=== Data section ===

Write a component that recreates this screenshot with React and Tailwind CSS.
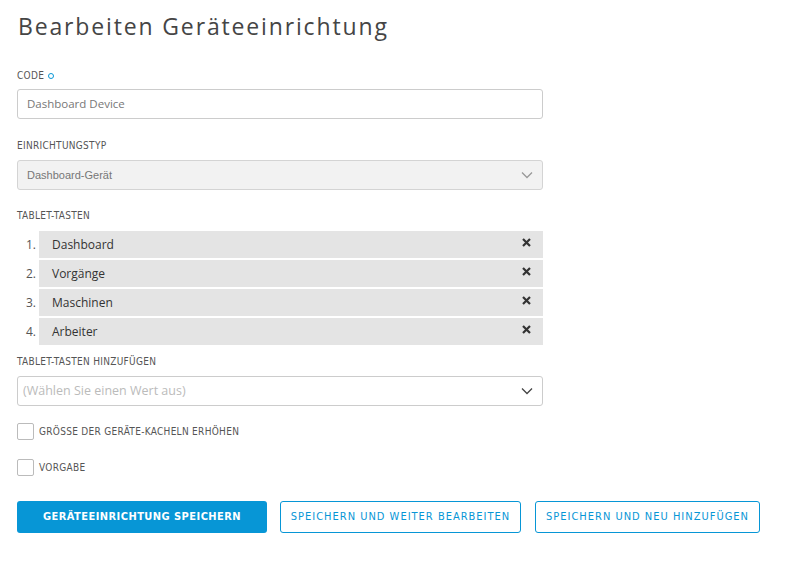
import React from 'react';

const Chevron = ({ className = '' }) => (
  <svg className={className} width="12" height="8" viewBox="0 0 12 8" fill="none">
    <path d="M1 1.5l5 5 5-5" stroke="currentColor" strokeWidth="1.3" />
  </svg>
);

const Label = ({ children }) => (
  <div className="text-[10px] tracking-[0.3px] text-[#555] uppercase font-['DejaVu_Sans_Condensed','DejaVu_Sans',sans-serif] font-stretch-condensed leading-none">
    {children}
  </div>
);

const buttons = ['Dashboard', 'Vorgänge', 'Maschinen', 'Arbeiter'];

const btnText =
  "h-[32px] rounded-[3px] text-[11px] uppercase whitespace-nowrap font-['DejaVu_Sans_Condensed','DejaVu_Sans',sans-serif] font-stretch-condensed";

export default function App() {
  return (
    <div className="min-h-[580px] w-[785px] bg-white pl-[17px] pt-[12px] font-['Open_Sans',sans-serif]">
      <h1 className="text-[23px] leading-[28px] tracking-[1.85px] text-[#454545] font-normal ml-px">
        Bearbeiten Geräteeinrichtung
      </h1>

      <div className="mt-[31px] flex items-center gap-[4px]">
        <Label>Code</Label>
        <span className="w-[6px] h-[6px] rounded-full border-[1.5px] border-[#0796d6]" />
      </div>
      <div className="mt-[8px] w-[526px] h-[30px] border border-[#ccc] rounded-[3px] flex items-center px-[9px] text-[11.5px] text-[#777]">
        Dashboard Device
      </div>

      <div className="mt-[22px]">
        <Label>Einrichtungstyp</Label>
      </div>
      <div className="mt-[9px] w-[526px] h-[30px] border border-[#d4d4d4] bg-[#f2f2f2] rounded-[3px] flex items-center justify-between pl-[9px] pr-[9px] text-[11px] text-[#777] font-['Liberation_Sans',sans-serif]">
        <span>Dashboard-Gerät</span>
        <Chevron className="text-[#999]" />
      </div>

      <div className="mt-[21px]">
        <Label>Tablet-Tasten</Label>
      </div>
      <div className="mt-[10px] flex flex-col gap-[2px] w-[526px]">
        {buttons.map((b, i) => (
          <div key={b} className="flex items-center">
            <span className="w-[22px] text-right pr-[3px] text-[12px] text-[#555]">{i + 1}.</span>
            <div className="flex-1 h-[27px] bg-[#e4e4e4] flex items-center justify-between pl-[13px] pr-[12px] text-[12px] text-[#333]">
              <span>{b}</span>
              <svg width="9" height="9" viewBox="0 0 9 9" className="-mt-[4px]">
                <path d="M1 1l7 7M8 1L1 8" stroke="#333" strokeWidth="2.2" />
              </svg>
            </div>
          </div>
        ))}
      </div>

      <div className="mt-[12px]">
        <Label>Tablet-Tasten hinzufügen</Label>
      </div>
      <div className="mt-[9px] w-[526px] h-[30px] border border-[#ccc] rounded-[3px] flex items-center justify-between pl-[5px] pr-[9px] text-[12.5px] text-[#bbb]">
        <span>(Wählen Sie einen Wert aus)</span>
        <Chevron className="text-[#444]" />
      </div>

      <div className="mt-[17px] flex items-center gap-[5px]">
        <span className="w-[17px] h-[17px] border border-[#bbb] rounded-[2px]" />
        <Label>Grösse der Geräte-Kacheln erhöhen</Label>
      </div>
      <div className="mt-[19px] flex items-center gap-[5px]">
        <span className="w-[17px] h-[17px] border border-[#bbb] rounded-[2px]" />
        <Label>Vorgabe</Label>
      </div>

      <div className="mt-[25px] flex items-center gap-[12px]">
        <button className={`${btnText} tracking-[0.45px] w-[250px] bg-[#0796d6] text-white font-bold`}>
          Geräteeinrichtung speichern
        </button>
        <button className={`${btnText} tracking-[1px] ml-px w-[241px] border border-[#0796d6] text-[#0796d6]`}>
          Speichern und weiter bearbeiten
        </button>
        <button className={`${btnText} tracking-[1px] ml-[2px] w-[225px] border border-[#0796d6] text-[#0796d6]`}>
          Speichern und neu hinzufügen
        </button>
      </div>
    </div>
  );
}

===

- [Task to carry out]
Repeat the listing above exactly, with no pictures.

- [Reply to the task]
Write a component that recreates this screenshot with React and Tailwind CSS.
import React from 'react';

const Chevron = ({ className = '' }) => (
  <svg className={className} width="12" height="8" viewBox="0 0 12 8" fill="none">
    <path d="M1 1.5l5 5 5-5" stroke="currentColor" strokeWidth="1.3" />
  </svg>
);

const Label = ({ children }) => (
  <div className="text-[10px] tracking-[0.3px] text-[#555] uppercase font-['DejaVu_Sans_Condensed','DejaVu_Sans',sans-serif] font-stretch-condensed leading-none">
    {children}
  </div>
);

const buttons = ['Dashboard', 'Vorgänge', 'Maschinen', 'Arbeiter'];

const btnText =
  "h-[32px] rounded-[3px] text-[11px] uppercase whitespace-nowrap font-['DejaVu_Sans_Condensed','DejaVu_Sans',sans-serif] font-stretch-condensed";

export default function App() {
  return (
    <div className="min-h-[580px] w-[785px] bg-white pl-[17px] pt-[12px] font-['Open_Sans',sans-serif]">
      <h1 className="text-[23px] leading-[28px] tracking-[1.85px] text-[#454545] font-normal ml-px">
        Bearbeiten Geräteeinrichtung
      </h1>

      <div className="mt-[31px] flex items-center gap-[4px]">
        <Label>Code</Label>
        <span className="w-[6px] h-[6px] rounded-full border-[1.5px] border-[#0796d6]" />
      </div>
      <div className="mt-[8px] w-[526px] h-[30px] border border-[#ccc] rounded-[3px] flex items-center px-[9px] text-[11.5px] text-[#777]">
        Dashboard Device
      </div>

      <div className="mt-[22px]">
        <Label>Einrichtungstyp</Label>
      </div>
      <div className="mt-[9px] w-[526px] h-[30px] border border-[#d4d4d4] bg-[#f2f2f2] rounded-[3px] flex items-center justify-between pl-[9px] pr-[9px] text-[11px] text-[#777] font-['Liberation_Sans',sans-serif]">
        <span>Dashboard-Gerät</span>
        <Chevron className="text-[#999]" />
      </div>

      <div className="mt-[21px]">
        <Label>Tablet-Tasten</Label>
      </div>
      <div className="mt-[10px] flex flex-col gap-[2px] w-[526px]">
        {buttons.map((b, i) => (
          <div key={b} className="flex items-center">
            <span className="w-[22px] text-right pr-[3px] text-[12px] text-[#555]">{i + 1}.</span>
            <div className="flex-1 h-[27px] bg-[#e4e4e4] flex items-center justify-between pl-[13px] pr-[12px] text-[12px] text-[#333]">
              <span>{b}</span>
              <svg width="9" height="9" viewBox="0 0 9 9" className="-mt-[4px]">
                <path d="M1 1l7 7M8 1L1 8" stroke="#333" strokeWidth="2.2" />
              </svg>
            </div>
          </div>
        ))}
      </div>

      <div className="mt-[12px]">
        <Label>Tablet-Tasten hinzufügen</Label>
      </div>
      <div className="mt-[9px] w-[526px] h-[30px] border border-[#ccc] rounded-[3px] flex items-center justify-between pl-[5px] pr-[9px] text-[12.5px] text-[#bbb]">
        <span>(Wählen Sie einen Wert aus)</span>
        <Chevron className="text-[#444]" />
      </div>

      <div className="mt-[17px] flex items-center gap-[5px]">
        <span className="w-[17px] h-[17px] border border-[#bbb] rounded-[2px]" />
        <Label>Grösse der Geräte-Kacheln erhöhen</Label>
      </div>
      <div className="mt-[19px] flex items-center gap-[5px]">
        <span className="w-[17px] h-[17px] border border-[#bbb] rounded-[2px]" />
        <Label>Vorgabe</Label>
      </div>

      <div className="mt-[25px] flex items-center gap-[12px]">
        <button className={`${btnText} tracking-[0.45px] w-[250px] bg-[#0796d6] text-white font-bold`}>
          Geräteeinrichtung speichern
        </button>
        <button className={`${btnText} tracking-[1px] ml-px w-[241px] border border-[#0796d6] text-[#0796d6]`}>
          Speichern und weiter bearbeiten
        </button>
        <button className={`${btnText} tracking-[1px] ml-[2px] w-[225px] border border-[#0796d6] text-[#0796d6]`}>
          Speichern und neu hinzufügen
        </button>
      </div>
    </div>
  );
}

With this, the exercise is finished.